WASHINGTON --Federal Reserve chairman Alan Greenspan and his colleagues struggled through the fall of 1998 to develop the appropriate response to a spreading global financial crisis that Greenspan called the most extraordinary event he had seen in 50 years, according to transcripts of the Fed's closed-door deliberations released yesterday.

The central bank engineered a rapid-fire series of three interest rate cuts that autumn to prevent the US economy from being derailed by the financial crisis that began in Thailand in 1997 and then spread to a number of other Asian countries and Russia.

When the crisis hit Russia in August 1998, that country was forced into a botched devaluation of its currency that rattled financial markets in the United States and around the globe.

That raised fears that the US economy might be the next to fall prey to the spreading financial crisis.

It was against this backdrop that the central bank cut the federal funds rate by one-quarter percentage point on Sept. 29, 1998 -- the first rate reduction in nearly three years.

The funds rate is the interest that banks charge each other on overnight loans and is the Fed's main tool to manage the economy.

While Greenspan and other Fed policy makers sought to portray a sense of being on top of the situation in their public comments, the transcripts showed that Fed officials were clearly worried by the unfolding crisis.

In an Oct. 15, 1998, emergency conference call, Greenspan told other members of the Federal Open Market Committee -- the group that sets interest rate policy in the United States: ''At this stage, after 50 years of looking at the economy on almost a daily basis, I must say that I have never seen anything like the current situation."

Greenspan went on to say that from his extensive readings of economic history, he believed that ''it would be an extremely rare event for this type of financial environment to emerge and eventually to recede without having any impact on the economy."

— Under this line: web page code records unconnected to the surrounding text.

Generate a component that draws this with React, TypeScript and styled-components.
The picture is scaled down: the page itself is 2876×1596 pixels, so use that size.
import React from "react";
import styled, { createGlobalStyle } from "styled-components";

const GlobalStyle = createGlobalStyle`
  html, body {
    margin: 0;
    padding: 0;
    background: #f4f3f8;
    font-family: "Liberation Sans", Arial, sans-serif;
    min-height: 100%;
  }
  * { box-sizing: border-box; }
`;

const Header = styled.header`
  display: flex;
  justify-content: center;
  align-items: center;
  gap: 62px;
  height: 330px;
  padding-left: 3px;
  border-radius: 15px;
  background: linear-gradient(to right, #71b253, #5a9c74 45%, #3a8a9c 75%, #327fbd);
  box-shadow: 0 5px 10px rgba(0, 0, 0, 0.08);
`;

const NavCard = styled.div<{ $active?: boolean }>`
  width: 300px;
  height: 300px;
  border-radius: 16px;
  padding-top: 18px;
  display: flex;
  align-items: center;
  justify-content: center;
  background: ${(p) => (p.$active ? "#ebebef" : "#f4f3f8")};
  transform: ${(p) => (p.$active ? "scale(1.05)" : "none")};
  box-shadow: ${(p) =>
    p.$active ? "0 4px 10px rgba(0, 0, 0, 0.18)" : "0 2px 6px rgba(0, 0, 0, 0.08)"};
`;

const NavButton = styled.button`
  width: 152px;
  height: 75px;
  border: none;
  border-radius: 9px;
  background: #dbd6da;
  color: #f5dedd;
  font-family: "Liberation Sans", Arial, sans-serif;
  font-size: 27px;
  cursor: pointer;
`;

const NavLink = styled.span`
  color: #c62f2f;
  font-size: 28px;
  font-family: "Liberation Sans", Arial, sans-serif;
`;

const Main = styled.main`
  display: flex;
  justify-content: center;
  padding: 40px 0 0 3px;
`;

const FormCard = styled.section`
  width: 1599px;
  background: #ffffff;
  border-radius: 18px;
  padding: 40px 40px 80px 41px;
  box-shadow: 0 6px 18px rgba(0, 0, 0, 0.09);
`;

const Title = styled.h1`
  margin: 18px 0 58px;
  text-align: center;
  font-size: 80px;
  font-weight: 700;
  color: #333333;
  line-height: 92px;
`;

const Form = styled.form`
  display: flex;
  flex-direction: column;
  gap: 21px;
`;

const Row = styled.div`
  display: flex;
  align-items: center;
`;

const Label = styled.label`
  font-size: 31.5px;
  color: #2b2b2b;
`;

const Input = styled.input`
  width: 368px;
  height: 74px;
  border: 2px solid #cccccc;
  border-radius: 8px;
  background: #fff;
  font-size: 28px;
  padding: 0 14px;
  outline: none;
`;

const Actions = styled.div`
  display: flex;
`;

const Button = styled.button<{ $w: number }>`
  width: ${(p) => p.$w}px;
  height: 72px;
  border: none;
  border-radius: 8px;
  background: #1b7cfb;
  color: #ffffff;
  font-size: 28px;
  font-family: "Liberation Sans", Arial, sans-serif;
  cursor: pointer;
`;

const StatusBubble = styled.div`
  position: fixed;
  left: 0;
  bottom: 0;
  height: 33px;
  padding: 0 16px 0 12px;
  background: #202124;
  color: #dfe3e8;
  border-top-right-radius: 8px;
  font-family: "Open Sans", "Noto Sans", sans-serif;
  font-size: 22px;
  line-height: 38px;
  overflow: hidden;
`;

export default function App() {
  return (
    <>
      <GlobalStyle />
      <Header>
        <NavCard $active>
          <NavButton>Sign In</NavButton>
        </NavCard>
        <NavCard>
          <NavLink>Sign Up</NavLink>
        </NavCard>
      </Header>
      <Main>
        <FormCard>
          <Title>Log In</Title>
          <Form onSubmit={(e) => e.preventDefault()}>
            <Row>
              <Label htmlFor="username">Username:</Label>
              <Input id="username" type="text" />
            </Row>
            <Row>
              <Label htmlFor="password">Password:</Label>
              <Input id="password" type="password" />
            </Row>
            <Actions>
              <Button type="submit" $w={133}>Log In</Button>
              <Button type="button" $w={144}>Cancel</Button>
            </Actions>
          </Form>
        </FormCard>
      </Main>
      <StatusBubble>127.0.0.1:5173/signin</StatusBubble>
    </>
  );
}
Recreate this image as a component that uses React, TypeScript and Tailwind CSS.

The Fed chief, during the emergency call, urged his colleagues to immediately approve another quarter-point rate cut, rather than wait for the Fed's regularly scheduled meeting a month later on Nov. 17.

They went along, although some colleagues argued that the financial markets might see another quarter-point move as inadequate.

Robert McTeer Jr., president of the Dallas Federal Reserve Bank, said on the October conference call that he would prefer a bolder, half-point cut to reassure financial markets.

''We have a Texas country swing band down here whose name is 'Asleep at the Wheel.' I would hate for the financial markets to give us that label as well," he said.

At the regular November meeting, the Fed decided to cut rates for a third time, also by a quarter-point.

The series of three Fed rate cuts produced the hoped-for result in stabilizing Wall Street and keeping the global crisis from hurting the US economy.

''I think we moved very effectively during the fall," Greenspan said at the following Fed meeting on Dec. 22.

''I believe we broke what was a dangerously eroding financial situation."

Under an agreement with Congress, the Fed releases transcripts of its FOMC meetings with a five-year time lag.

The Fed is also releasing transcripts from earlier years as those transcripts are completed.

The Fed yesterday also released transcripts for 1979 and 1980, two years when then-Fed chairman Paul Volcker and his colleagues were trying to deal with a decade-long bout of inflation by embarking on a policy that eventually pushed interest rates up to levels not seen since the Civil War.